**EXERCISE**
Write the data below out exactly as it stands. Do not include the pictures.

**GIVEN DATA**
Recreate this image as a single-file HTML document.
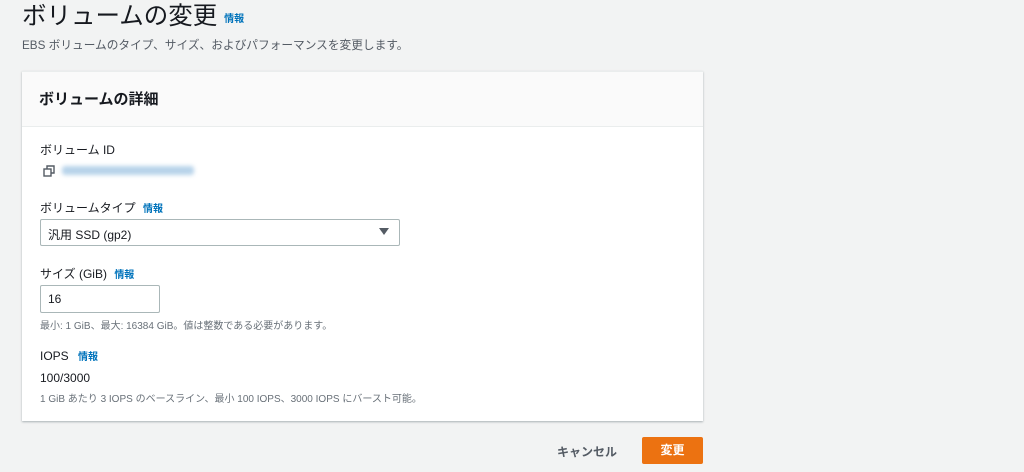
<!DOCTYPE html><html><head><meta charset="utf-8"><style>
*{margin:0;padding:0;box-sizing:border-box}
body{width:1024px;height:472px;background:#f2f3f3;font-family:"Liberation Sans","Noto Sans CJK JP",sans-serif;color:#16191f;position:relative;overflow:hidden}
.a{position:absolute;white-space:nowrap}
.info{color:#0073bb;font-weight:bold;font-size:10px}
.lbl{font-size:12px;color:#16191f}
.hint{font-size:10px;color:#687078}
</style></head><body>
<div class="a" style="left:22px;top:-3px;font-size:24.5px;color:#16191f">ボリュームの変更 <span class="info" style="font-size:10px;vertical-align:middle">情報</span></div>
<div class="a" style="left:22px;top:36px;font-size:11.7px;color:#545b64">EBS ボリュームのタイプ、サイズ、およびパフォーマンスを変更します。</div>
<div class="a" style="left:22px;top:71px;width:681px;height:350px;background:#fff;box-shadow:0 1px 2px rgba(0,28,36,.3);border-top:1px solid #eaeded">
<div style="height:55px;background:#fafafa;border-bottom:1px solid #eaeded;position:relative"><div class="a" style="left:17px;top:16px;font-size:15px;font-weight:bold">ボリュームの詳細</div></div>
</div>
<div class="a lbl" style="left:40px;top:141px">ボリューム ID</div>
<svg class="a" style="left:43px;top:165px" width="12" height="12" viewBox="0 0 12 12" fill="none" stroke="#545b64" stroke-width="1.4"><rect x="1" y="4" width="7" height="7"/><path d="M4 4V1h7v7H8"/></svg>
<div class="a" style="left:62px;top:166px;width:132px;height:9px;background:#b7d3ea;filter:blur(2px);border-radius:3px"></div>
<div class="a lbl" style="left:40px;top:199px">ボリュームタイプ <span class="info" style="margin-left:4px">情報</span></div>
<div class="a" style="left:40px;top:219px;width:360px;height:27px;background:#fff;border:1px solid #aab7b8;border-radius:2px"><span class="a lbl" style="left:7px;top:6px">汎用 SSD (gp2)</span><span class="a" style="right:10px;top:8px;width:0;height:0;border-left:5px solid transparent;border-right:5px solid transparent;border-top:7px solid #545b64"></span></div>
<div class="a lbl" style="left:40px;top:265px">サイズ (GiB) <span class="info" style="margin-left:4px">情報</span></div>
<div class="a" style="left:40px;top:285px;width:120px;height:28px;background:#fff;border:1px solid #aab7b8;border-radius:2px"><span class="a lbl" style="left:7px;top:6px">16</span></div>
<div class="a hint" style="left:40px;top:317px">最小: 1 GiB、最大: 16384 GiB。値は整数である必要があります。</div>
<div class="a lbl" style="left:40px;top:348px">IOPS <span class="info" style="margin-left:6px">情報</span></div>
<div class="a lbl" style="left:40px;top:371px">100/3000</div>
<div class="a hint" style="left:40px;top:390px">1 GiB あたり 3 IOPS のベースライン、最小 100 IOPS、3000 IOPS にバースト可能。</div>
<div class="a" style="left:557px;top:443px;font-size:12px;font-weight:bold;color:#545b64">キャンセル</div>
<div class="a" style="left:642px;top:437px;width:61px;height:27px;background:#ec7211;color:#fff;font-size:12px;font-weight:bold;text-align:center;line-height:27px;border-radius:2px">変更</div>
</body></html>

**TASK RESPONSE**
Recreate this image as a single-file HTML document.
<!DOCTYPE html><html><head><meta charset="utf-8"><style>
*{margin:0;padding:0;box-sizing:border-box}
body{width:1024px;height:472px;background:#f2f3f3;font-family:"Liberation Sans","Noto Sans CJK JP",sans-serif;color:#16191f;position:relative;overflow:hidden}
.a{position:absolute;white-space:nowrap}
.info{color:#0073bb;font-weight:bold;font-size:10px}
.lbl{font-size:12px;color:#16191f}
.hint{font-size:10px;color:#687078}
</style></head><body>
<div class="a" style="left:22px;top:-3px;font-size:24.5px;color:#16191f">ボリュームの変更 <span class="info" style="font-size:10px;vertical-align:middle">情報</span></div>
<div class="a" style="left:22px;top:36px;font-size:11.7px;color:#545b64">EBS ボリュームのタイプ、サイズ、およびパフォーマンスを変更します。</div>
<div class="a" style="left:22px;top:71px;width:681px;height:350px;background:#fff;box-shadow:0 1px 2px rgba(0,28,36,.3);border-top:1px solid #eaeded">
<div style="height:55px;background:#fafafa;border-bottom:1px solid #eaeded;position:relative"><div class="a" style="left:17px;top:16px;font-size:15px;font-weight:bold">ボリュームの詳細</div></div>
</div>
<div class="a lbl" style="left:40px;top:141px">ボリューム ID</div>
<svg class="a" style="left:43px;top:165px" width="12" height="12" viewBox="0 0 12 12" fill="none" stroke="#545b64" stroke-width="1.4"><rect x="1" y="4" width="7" height="7"/><path d="M4 4V1h7v7H8"/></svg>
<div class="a" style="left:62px;top:166px;width:132px;height:9px;background:#b7d3ea;filter:blur(2px);border-radius:3px"></div>
<div class="a lbl" style="left:40px;top:199px">ボリュームタイプ <span class="info" style="margin-left:4px">情報</span></div>
<div class="a" style="left:40px;top:219px;width:360px;height:27px;background:#fff;border:1px solid #aab7b8;border-radius:2px"><span class="a lbl" style="left:7px;top:6px">汎用 SSD (gp2)</span><span class="a" style="right:10px;top:8px;width:0;height:0;border-left:5px solid transparent;border-right:5px solid transparent;border-top:7px solid #545b64"></span></div>
<div class="a lbl" style="left:40px;top:265px">サイズ (GiB) <span class="info" style="margin-left:4px">情報</span></div>
<div class="a" style="left:40px;top:285px;width:120px;height:28px;background:#fff;border:1px solid #aab7b8;border-radius:2px"><span class="a lbl" style="left:7px;top:6px">16</span></div>
<div class="a hint" style="left:40px;top:317px">最小: 1 GiB、最大: 16384 GiB。値は整数である必要があります。</div>
<div class="a lbl" style="left:40px;top:348px">IOPS <span class="info" style="margin-left:6px">情報</span></div>
<div class="a lbl" style="left:40px;top:371px">100/3000</div>
<div class="a hint" style="left:40px;top:390px">1 GiB あたり 3 IOPS のベースライン、最小 100 IOPS、3000 IOPS にバースト可能。</div>
<div class="a" style="left:557px;top:443px;font-size:12px;font-weight:bold;color:#545b64">キャンセル</div>
<div class="a" style="left:642px;top:437px;width:61px;height:27px;background:#ec7211;color:#fff;font-size:12px;font-weight:bold;text-align:center;line-height:27px;border-radius:2px">変更</div>
</body></html>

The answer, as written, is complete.